Malaysia: Malaysia is promoting its controversial palm oil industry as a model of eco-friendliness, but activists warn forests are still being destroyed to make way for vast plantations.
As palm oil prices boom, Malaysia has mounted a campaign to counter allegations that the crop is responsible for habitat destruction, air pollution from slash-and-burn farming, and pushing orangutans towards extinction.
It insists palm oil is only grown on legal agricultural land and that criticisms are an attempt by competitors in Europe and the US to undermine growing demand for the commodity. But environmentalists say that while virgin rainforests are now off-limits, tracts designated as “secondary forests”, which are also valuable habitats teeming with wildlife, are not being spared.
Junaidi Payne from the World Wildlife Fund (WWF) said the government’s stance is misleading and that the race to fulfil demand for palm oil risks causing further deforestation, both legal and illegal.
“It is actually a red herring to say that Malaysia does not convert rainforests to oil palm plantations,” Payne said.
He said that in the past 25 years, previously virgin forests which have been partially logged were downgraded to secondary forests, which are then deemed to be legal agriculture land.
“What bothers me is the current sustained price of crude palm oil,” he said.
“The success of palm oil production will have an impact on forest conservation as more land is set aside to cultivate the crop.”
The charismatic orangutan, the flagship species for the forest conservation drive, is found only in Borneo—which is shared between Indonesia and Malaysia—and Indonesia’s Sumatra island.
The gentle animal is now threatened with extinction due to a loss of natural habitat, say experts who point out that most of Malaysia’s orangutans live in secondary forests.
The Malaysian Palm Oil Council (MPOC) has vigorously fended off the allegations, pointing out that 60% of Malaysia’s land mass is forested, while agriculture occupies just 19%.

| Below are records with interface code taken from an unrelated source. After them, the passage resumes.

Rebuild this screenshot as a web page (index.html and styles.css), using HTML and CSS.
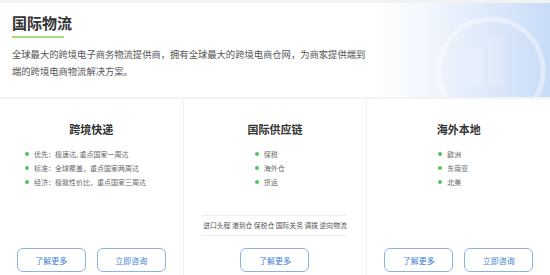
FILE: index.html
```html
<!DOCTYPE html>
<html lang="zh-CN">
<head>
    <meta charset="UTF-8">
    <title>国际物流</title>
    <link rel="stylesheet" href="styles.css">
</head>
<body>

    <div class="intro">
        <svg class="intro-globe" width="110" height="96" viewBox="0 0 110 96">
            <circle cx="55" cy="62" r="52" fill="none" stroke="#ffffff" stroke-opacity="0.4" stroke-width="5"/>
            <rect x="34" y="38" width="14" height="40" fill="#ffffff" fill-opacity="0.18"/>
            <rect x="52" y="28" width="16" height="50" fill="#ffffff" fill-opacity="0.15"/>
        </svg>
        <h1 class="intro-title">国际物流</h1>
        <p class="intro-text">全球最大的跨境电子商务物流提供商，拥有全球最大的跨境电商仓网，为商家提供端到端的跨境电商物流解决方案。</p>
    </div>

    <div class="services">

        <div class="service">
            <h2>跨境快递</h2>
            <ul class="points wide">
                <li>优先：极速达, 重点国家一周达</li>
                <li>标准：全球覆盖，重点国家两周达</li>
                <li>经济：极致性价比，重点国家三周达</li>
            </ul>
            <div class="actions">
                <button>了解更多</button>
                <button>立即咨询</button>
            </div>
        </div>

        <div class="service">
            <h2>国际供应链</h2>
            <ul class="points">
                <li>保税</li>
                <li>海外仓</li>
                <li>货运</li>
            </ul>
            <div class="tags">进口头程 港到仓 保税仓 国际关务 调拨 逆向物流</div>
            <div class="actions">
                <button>了解更多</button>
            </div>
        </div>

        <div class="service">
            <h2>海外本地</h2>
            <ul class="points">
                <li>欧洲</li>
                <li>东南亚</li>
                <li>北美</li>
            </ul>
            <div class="actions">
                <button>了解更多</button>
                <button>立即咨询</button>
            </div>
        </div>

    </div>

</body>
</html>
```

FILE: styles.css
```css
body {
    margin: 0;
    padding-top: 3px;
    background-color: #f1f2f4;
    font-family: "Noto Sans CJK SC", "Noto Sans", sans-serif;
    overflow: hidden;
}

.intro {
    position: relative;
    height: 94px;
    box-sizing: border-box;
    padding: 9px 12px 0;
    background: linear-gradient(to right, #ffffff 0%, #ffffff 68%, #f0f5fd 79%, #dbe8fa 90%, #c8dcf7 100%);
    overflow: hidden;
}

.intro-globe {
    position: absolute;
    right: 4px;
    top: 6px;
}

.intro-title {
    position: relative;
    margin: 0;
    font-size: 15px;
    line-height: 21px;
    font-weight: bold;
    color: #333;
}

.intro-title::after {
    content: "";
    display: block;
    width: 52px;
    height: 2px;
    margin-top: 3px;
    background-color: #a9dc7f;
}

.intro-text {
    position: relative;
    width: 360px;
    margin: 8px 0 0;
    font-size: 9.3px;
    line-height: 17px;
    color: #555;
}

.services {
    display: grid;
    grid-template-columns: 1fr 1fr 1fr;
    gap: 1px;
    margin-top: 2px;
}

.service {
    display: flex;
    flex-direction: column;
    height: 176px;
    box-sizing: border-box;
    padding: 22px 0 3px;
    background-color: #fff;
}

.service h2 {
    margin: 0;
    text-align: center;
    font-size: 11px;
    line-height: 16px;
    font-weight: bold;
    color: #333;
}

.points {
    list-style: none;
    margin: 10px 0 0 70px;
    padding: 0;
}

.points.wide {
    margin-left: 24px;
}

.points li {
    position: relative;
    padding-left: 10px;
    font-size: 7px;
    line-height: 14px;
    color: #666;
}

.points li::before {
    content: "";
    position: absolute;
    left: 1px;
    top: 5px;
    width: 4px;
    height: 4px;
    border-radius: 50%;
    background-color: #52c35e;
}

.tags {
    width: 145px;
    margin: 26px auto 0;
    border-top: 1px solid #eeeeee;
    border-bottom: 1px solid #eeeeee;
    font-size: 6.8px;
    line-height: 19px;
    text-align: center;
    white-space: nowrap;
    color: #555;
}

.actions {
    display: flex;
    justify-content: center;
    gap: 11px;
    margin-top: auto;
}

.actions button {
    width: 69px;
    height: 24px;
    padding: 0;
    font-family: inherit;
    font-size: 8px;
    color: #3d7fd6;
    background-color: #fff;
    border: 1px solid #8db3e6;
    border-radius: 6px;
}
```
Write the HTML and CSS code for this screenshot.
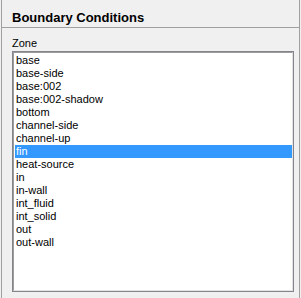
FILE: index.html
```html
<!DOCTYPE html>
<html lang="en">
<head>
    <meta charset="UTF-8">
    <title>Boundary Conditions</title>
    <link rel="stylesheet" href="styles.css">
</head>
<body>
    <div class="panel">
        <!-- Header -->
        <div class="panel-title">Boundary Conditions</div>
        <div class="panel-body">
            <label class="field-label" for="zoneList">Zone</label>
            <div class="listbox" id="zoneList">
                <div class="listbox-inner">
                    <div class="list-item">base</div>
                    <div class="list-item">base-side</div>
                    <div class="list-item">base:002</div>
                    <div class="list-item">base:002-shadow</div>
                    <div class="list-item">bottom</div>
                    <div class="list-item">channel-side</div>
                    <div class="list-item">channel-up</div>
                    <div class="list-item selected">fin</div>
                    <div class="list-item">heat-source</div>
                    <div class="list-item">in</div>
                    <div class="list-item">in-wall</div>
                    <div class="list-item">int_fluid</div>
                    <div class="list-item">int_solid</div>
                    <div class="list-item">out</div>
                    <div class="list-item">out-wall</div>
                </div>
            </div>
        </div>
    </div>
</body>
</html>
```

FILE: styles.css
```css
body {
    margin: 0;
    background: #f0f0f0;
    font-family: "Liberation Sans", Arial, sans-serif;
    font-size: 11px;
    color: #000;
}
.panel {
    margin-left: 1px;
    width: 297px;
    height: 298px;
    border-left: 1px solid #a0a0a0;
    border-right: 1px solid #a0a0a0;
}
.panel-title {
    padding: 10px 0 1px 10px;
    line-height: 16px;
    font-size: 13px;
    font-weight: bold;
    border-bottom: 1px solid #a0a0a0;
}
.panel-body {
    padding: 9px 0 0 10px;
}
.field-label {
    display: block;
    line-height: 13px;
    height: 14px;
}
.listbox {
    width: 280px;
    height: 239px;
    border: 1px solid #84848e;
}
.listbox-inner {
    height: 236px;
    padding: 1px 0 0 1px;
    border-top: 1px solid #9c9c9c;
    border-left: 1px solid #9c9c9c;
    border-right: 1px solid #e3e3e3;
    border-bottom: 1px solid #e3e3e3;
    background: #fff;
}
.list-item {
    height: 13px;
    line-height: 13px;
    padding-left: 1px;
    white-space: nowrap;
}
.list-item.selected {
    background: #3399ff;
    color: #fff;
}
```
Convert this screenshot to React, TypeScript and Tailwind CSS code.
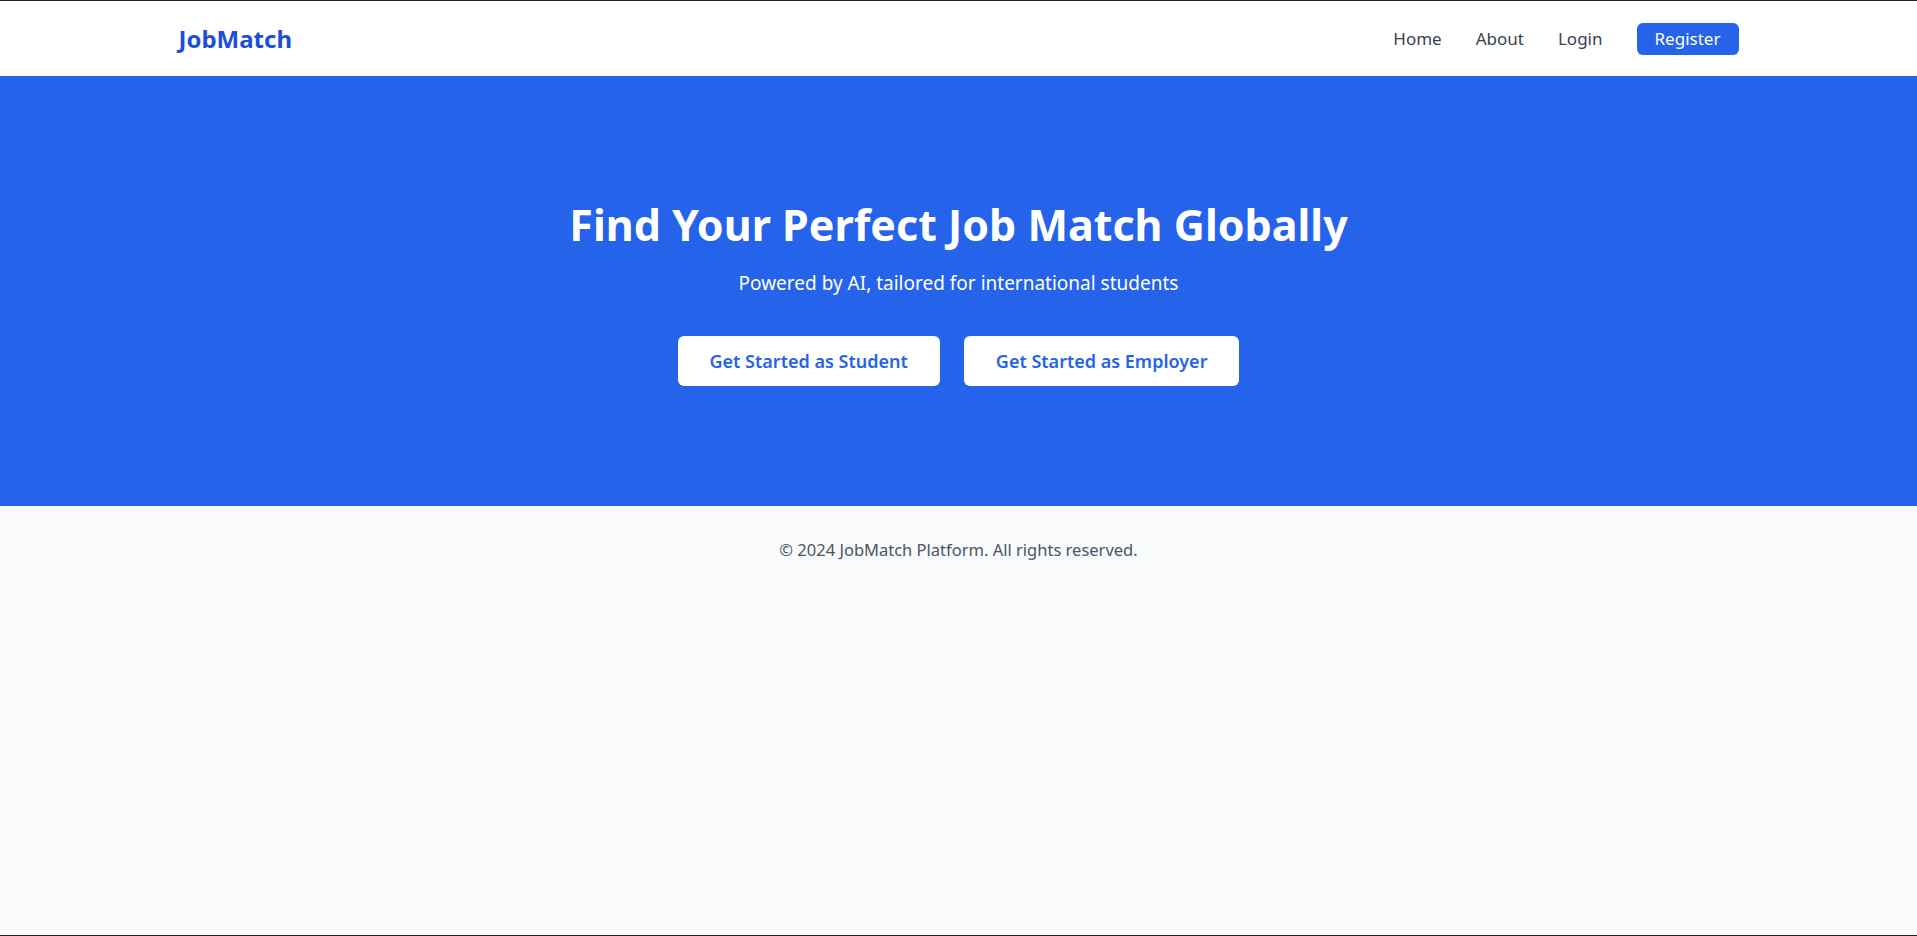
export default function App() {
  return (
    <div className="flex h-screen flex-col border-t border-b border-[#222] bg-[#f8fafc] font-['Noto_Sans',sans-serif]">
      {/* Navbar */}
      <header className="bg-white">
        <div className="mx-auto flex h-[75px] w-full max-w-[1560px] items-center justify-between pt-px">
          <span className="text-2xl font-bold text-[#1d4ed8]">JobMatch</span>
          <nav className="flex items-center gap-[34px] text-[17px] text-gray-700">
            <a href="#">Home</a>
            <a href="#">About</a>
            <a href="#">Login</a>
            <a href="#" className="flex h-8 w-[102px] items-center justify-center rounded-md bg-[#2563eb] text-white">
              Register
            </a>
          </nav>
        </div>
      </header>

      {/* Hero */}
      <section className="bg-[#2563eb] pt-[125px] pb-[120px] text-center text-white">
        <h1 className="text-[43px] leading-[48px] font-bold">Find Your Perfect Job Match Globally</h1>
        <p className="mt-[20px] text-[19px] leading-7">Powered by AI, tailored for international students</p>
        <div className="mt-[39px] flex justify-center gap-6">
          <button className="h-[50px] rounded-md bg-white px-8 text-lg font-semibold text-[#2563eb]">
            Get Started as Student
          </button>
          <button className="h-[50px] rounded-md bg-white px-8 text-lg font-semibold text-[#2563eb]">
            Get Started as Employer
          </button>
        </div>
      </section>

      {/* Footer */}
      <footer className="py-8 text-center text-[16.5px] leading-6 text-gray-600">
        © 2024 JobMatch Platform. All rights reserved.
      </footer>
    </div>
  );
}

“Every country has the right to develop 30% of their forest land to agriculture. So what is the issue?” MPOC chief executive officer Yusof Basiron said.
The adverse public opinion poses a threat to an industry, which last year earned Malaysia $14.1 billion (Rs56,400 crore) in exports, a 42% jump from 2006.
Malaysia and Indonesia have pledged to carry out joint research to counter anti-palm oil “propaganda” that jeopardizes the lucrative industry.
“We will present accurate facts to all those who are against palm oil, whether for economic reasons, or due to concerns over global warming or because they are agents to palm oil competitors,” said Malaysian plantation industries and commodities minister Peter Chin.